Render the material again word for word, skipping the pictures in it.

** Start DATASET ROWS **

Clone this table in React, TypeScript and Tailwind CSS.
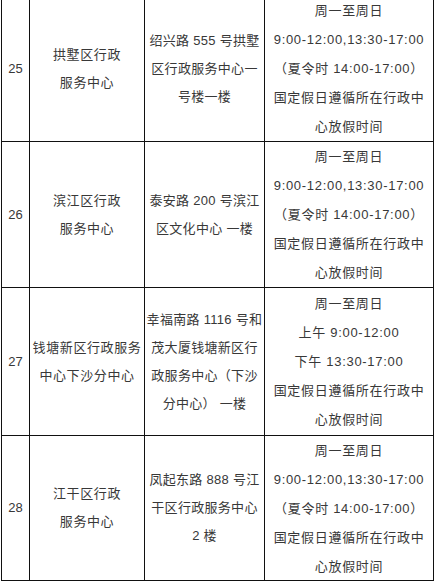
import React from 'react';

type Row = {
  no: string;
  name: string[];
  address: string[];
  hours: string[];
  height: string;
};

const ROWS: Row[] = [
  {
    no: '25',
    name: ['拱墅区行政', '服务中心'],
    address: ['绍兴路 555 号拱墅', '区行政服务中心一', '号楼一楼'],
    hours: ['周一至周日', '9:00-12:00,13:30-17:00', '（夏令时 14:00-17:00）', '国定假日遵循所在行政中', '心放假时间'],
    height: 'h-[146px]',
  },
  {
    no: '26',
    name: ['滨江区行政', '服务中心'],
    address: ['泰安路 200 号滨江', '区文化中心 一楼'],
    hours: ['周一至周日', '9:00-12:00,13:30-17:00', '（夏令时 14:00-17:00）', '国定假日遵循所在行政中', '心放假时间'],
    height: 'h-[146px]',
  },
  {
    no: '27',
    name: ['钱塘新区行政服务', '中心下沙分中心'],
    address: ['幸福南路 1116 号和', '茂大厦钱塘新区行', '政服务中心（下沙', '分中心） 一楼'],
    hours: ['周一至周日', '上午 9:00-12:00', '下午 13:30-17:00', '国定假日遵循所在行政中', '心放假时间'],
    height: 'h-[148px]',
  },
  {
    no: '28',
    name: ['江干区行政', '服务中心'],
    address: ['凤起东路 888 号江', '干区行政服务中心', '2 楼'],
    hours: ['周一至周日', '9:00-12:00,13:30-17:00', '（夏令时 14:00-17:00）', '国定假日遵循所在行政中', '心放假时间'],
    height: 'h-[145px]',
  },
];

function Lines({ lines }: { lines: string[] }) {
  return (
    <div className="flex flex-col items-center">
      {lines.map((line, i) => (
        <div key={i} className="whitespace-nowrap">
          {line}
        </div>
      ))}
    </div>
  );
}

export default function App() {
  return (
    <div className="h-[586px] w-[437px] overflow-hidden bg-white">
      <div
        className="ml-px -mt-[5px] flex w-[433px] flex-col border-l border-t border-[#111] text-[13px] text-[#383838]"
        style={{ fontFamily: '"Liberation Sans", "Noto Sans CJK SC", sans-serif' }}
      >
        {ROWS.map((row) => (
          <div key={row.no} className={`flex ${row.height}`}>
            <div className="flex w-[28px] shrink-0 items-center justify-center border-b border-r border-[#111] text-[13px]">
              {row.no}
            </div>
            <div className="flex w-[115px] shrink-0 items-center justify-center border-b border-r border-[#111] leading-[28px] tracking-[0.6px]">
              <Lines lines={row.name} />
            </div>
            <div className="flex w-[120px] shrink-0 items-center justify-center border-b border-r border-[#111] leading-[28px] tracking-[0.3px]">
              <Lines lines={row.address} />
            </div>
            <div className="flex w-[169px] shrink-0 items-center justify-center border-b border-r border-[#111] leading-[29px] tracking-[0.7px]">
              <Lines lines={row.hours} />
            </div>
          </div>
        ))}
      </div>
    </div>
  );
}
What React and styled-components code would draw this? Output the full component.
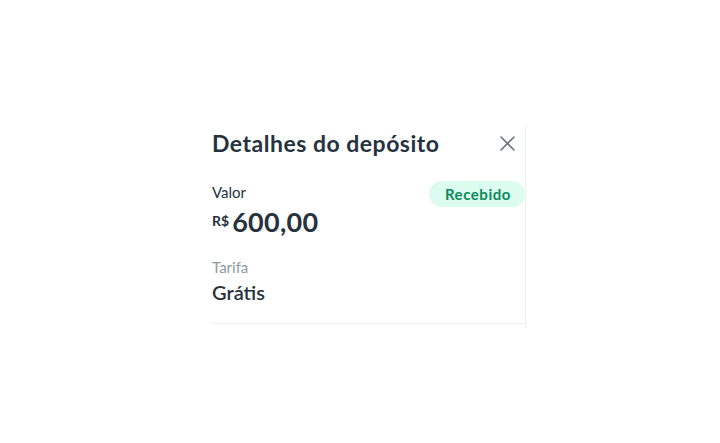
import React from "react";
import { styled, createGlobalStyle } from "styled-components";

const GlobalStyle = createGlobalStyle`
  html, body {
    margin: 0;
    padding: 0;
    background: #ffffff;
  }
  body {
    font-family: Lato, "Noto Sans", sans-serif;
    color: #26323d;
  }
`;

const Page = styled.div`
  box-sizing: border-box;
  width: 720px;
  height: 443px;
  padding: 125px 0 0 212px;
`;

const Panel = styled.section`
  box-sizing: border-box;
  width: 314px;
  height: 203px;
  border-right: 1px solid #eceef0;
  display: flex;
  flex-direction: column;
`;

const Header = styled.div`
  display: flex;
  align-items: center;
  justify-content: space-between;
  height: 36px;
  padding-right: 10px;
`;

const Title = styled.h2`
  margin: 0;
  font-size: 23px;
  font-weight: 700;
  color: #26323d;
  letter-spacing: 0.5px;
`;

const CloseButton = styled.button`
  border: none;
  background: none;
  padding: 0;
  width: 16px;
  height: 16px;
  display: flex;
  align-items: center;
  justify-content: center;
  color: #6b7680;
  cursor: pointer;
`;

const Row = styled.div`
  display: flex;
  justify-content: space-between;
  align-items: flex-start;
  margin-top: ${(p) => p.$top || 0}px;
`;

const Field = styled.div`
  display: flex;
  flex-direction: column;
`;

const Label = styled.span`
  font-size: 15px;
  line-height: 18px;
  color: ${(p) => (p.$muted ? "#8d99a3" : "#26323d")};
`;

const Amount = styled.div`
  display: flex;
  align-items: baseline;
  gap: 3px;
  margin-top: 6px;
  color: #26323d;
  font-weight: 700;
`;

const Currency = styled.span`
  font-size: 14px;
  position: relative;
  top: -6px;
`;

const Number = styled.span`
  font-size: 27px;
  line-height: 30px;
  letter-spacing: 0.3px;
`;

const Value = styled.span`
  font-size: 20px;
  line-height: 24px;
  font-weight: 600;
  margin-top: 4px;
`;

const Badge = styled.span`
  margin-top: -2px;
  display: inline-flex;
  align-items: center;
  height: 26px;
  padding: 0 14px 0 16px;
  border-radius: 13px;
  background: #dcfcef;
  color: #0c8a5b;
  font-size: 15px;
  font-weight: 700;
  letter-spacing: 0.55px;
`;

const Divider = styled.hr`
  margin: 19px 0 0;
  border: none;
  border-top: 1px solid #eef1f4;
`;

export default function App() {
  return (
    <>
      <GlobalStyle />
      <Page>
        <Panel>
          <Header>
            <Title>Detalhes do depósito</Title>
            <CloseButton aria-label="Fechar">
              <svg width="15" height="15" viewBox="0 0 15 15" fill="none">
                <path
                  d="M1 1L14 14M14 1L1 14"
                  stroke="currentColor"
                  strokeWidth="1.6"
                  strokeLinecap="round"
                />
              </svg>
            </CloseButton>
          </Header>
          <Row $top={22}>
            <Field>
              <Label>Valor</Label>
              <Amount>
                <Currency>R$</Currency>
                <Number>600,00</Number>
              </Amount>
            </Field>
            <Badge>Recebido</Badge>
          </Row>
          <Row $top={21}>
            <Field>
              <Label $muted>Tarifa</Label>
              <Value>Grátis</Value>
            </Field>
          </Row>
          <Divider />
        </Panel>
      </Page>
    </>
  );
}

** End DATASET ROWS **

EXPECTED OUTPUT:
Clone this table in React, TypeScript and Tailwind CSS.
import React from 'react';

type Row = {
  no: string;
  name: string[];
  address: string[];
  hours: string[];
  height: string;
};

const ROWS: Row[] = [
  {
    no: '25',
    name: ['拱墅区行政', '服务中心'],
    address: ['绍兴路 555 号拱墅', '区行政服务中心一', '号楼一楼'],
    hours: ['周一至周日', '9:00-12:00,13:30-17:00', '（夏令时 14:00-17:00）', '国定假日遵循所在行政中', '心放假时间'],
    height: 'h-[146px]',
  },
  {
    no: '26',
    name: ['滨江区行政', '服务中心'],
    address: ['泰安路 200 号滨江', '区文化中心 一楼'],
    hours: ['周一至周日', '9:00-12:00,13:30-17:00', '（夏令时 14:00-17:00）', '国定假日遵循所在行政中', '心放假时间'],
    height: 'h-[146px]',
  },
  {
    no: '27',
    name: ['钱塘新区行政服务', '中心下沙分中心'],
    address: ['幸福南路 1116 号和', '茂大厦钱塘新区行', '政服务中心（下沙', '分中心） 一楼'],
    hours: ['周一至周日', '上午 9:00-12:00', '下午 13:30-17:00', '国定假日遵循所在行政中', '心放假时间'],
    height: 'h-[148px]',
  },
  {
    no: '28',
    name: ['江干区行政', '服务中心'],
    address: ['凤起东路 888 号江', '干区行政服务中心', '2 楼'],
    hours: ['周一至周日', '9:00-12:00,13:30-17:00', '（夏令时 14:00-17:00）', '国定假日遵循所在行政中', '心放假时间'],
    height: 'h-[145px]',
  },
];

function Lines({ lines }: { lines: string[] }) {
  return (
    <div className="flex flex-col items-center">
      {lines.map((line, i) => (
        <div key={i} className="whitespace-nowrap">
          {line}
        </div>
      ))}
    </div>
  );
}

export default function App() {
  return (
    <div className="h-[586px] w-[437px] overflow-hidden bg-white">
      <div
        className="ml-px -mt-[5px] flex w-[433px] flex-col border-l border-t border-[#111] text-[13px] text-[#383838]"
        style={{ fontFamily: '"Liberation Sans", "Noto Sans CJK SC", sans-serif' }}
      >
        {ROWS.map((row) => (
          <div key={row.no} className={`flex ${row.height}`}>
            <div className="flex w-[28px] shrink-0 items-center justify-center border-b border-r border-[#111] text-[13px]">
              {row.no}
            </div>
            <div className="flex w-[115px] shrink-0 items-center justify-center border-b border-r border-[#111] leading-[28px] tracking-[0.6px]">
              <Lines lines={row.name} />
            </div>
            <div className="flex w-[120px] shrink-0 items-center justify-center border-b border-r border-[#111] leading-[28px] tracking-[0.3px]">
              <Lines lines={row.address} />
            </div>
            <div className="flex w-[169px] shrink-0 items-center justify-center border-b border-r border-[#111] leading-[29px] tracking-[0.7px]">
              <Lines lines={row.hours} />
            </div>
          </div>
        ))}
      </div>
    </div>
  );
}
What React and styled-components code would draw this? Output the full component.
import React from "react";
import { styled, createGlobalStyle } from "styled-components";

const GlobalStyle = createGlobalStyle`
  html, body {
    margin: 0;
    padding: 0;
    background: #ffffff;
  }
  body {
    font-family: Lato, "Noto Sans", sans-serif;
    color: #26323d;
  }
`;

const Page = styled.div`
  box-sizing: border-box;
  width: 720px;
  height: 443px;
  padding: 125px 0 0 212px;
`;

const Panel = styled.section`
  box-sizing: border-box;
  width: 314px;
  height: 203px;
  border-right: 1px solid #eceef0;
  display: flex;
  flex-direction: column;
`;

const Header = styled.div`
  display: flex;
  align-items: center;
  justify-content: space-between;
  height: 36px;
  padding-right: 10px;
`;

const Title = styled.h2`
  margin: 0;
  font-size: 23px;
  font-weight: 700;
  color: #26323d;
  letter-spacing: 0.5px;
`;

const CloseButton = styled.button`
  border: none;
  background: none;
  padding: 0;
  width: 16px;
  height: 16px;
  display: flex;
  align-items: center;
  justify-content: center;
  color: #6b7680;
  cursor: pointer;
`;

const Row = styled.div`
  display: flex;
  justify-content: space-between;
  align-items: flex-start;
  margin-top: ${(p) => p.$top || 0}px;
`;

const Field = styled.div`
  display: flex;
  flex-direction: column;
`;

const Label = styled.span`
  font-size: 15px;
  line-height: 18px;
  color: ${(p) => (p.$muted ? "#8d99a3" : "#26323d")};
`;

const Amount = styled.div`
  display: flex;
  align-items: baseline;
  gap: 3px;
  margin-top: 6px;
  color: #26323d;
  font-weight: 700;
`;

const Currency = styled.span`
  font-size: 14px;
  position: relative;
  top: -6px;
`;

const Number = styled.span`
  font-size: 27px;
  line-height: 30px;
  letter-spacing: 0.3px;
`;

const Value = styled.span`
  font-size: 20px;
  line-height: 24px;
  font-weight: 600;
  margin-top: 4px;
`;

const Badge = styled.span`
  margin-top: -2px;
  display: inline-flex;
  align-items: center;
  height: 26px;
  padding: 0 14px 0 16px;
  border-radius: 13px;
  background: #dcfcef;
  color: #0c8a5b;
  font-size: 15px;
  font-weight: 700;
  letter-spacing: 0.55px;
`;

const Divider = styled.hr`
  margin: 19px 0 0;
  border: none;
  border-top: 1px solid #eef1f4;
`;

export default function App() {
  return (
    <>
      <GlobalStyle />
      <Page>
        <Panel>
          <Header>
            <Title>Detalhes do depósito</Title>
            <CloseButton aria-label="Fechar">
              <svg width="15" height="15" viewBox="0 0 15 15" fill="none">
                <path
                  d="M1 1L14 14M14 1L1 14"
                  stroke="currentColor"
                  strokeWidth="1.6"
                  strokeLinecap="round"
                />
              </svg>
            </CloseButton>
          </Header>
          <Row $top={22}>
            <Field>
              <Label>Valor</Label>
              <Amount>
                <Currency>R$</Currency>
                <Number>600,00</Number>
              </Amount>
            </Field>
            <Badge>Recebido</Badge>
          </Row>
          <Row $top={21}>
            <Field>
              <Label $muted>Tarifa</Label>
              <Value>Grátis</Value>
            </Field>
          </Row>
          <Divider />
        </Panel>
      </Page>
    </>
  );
}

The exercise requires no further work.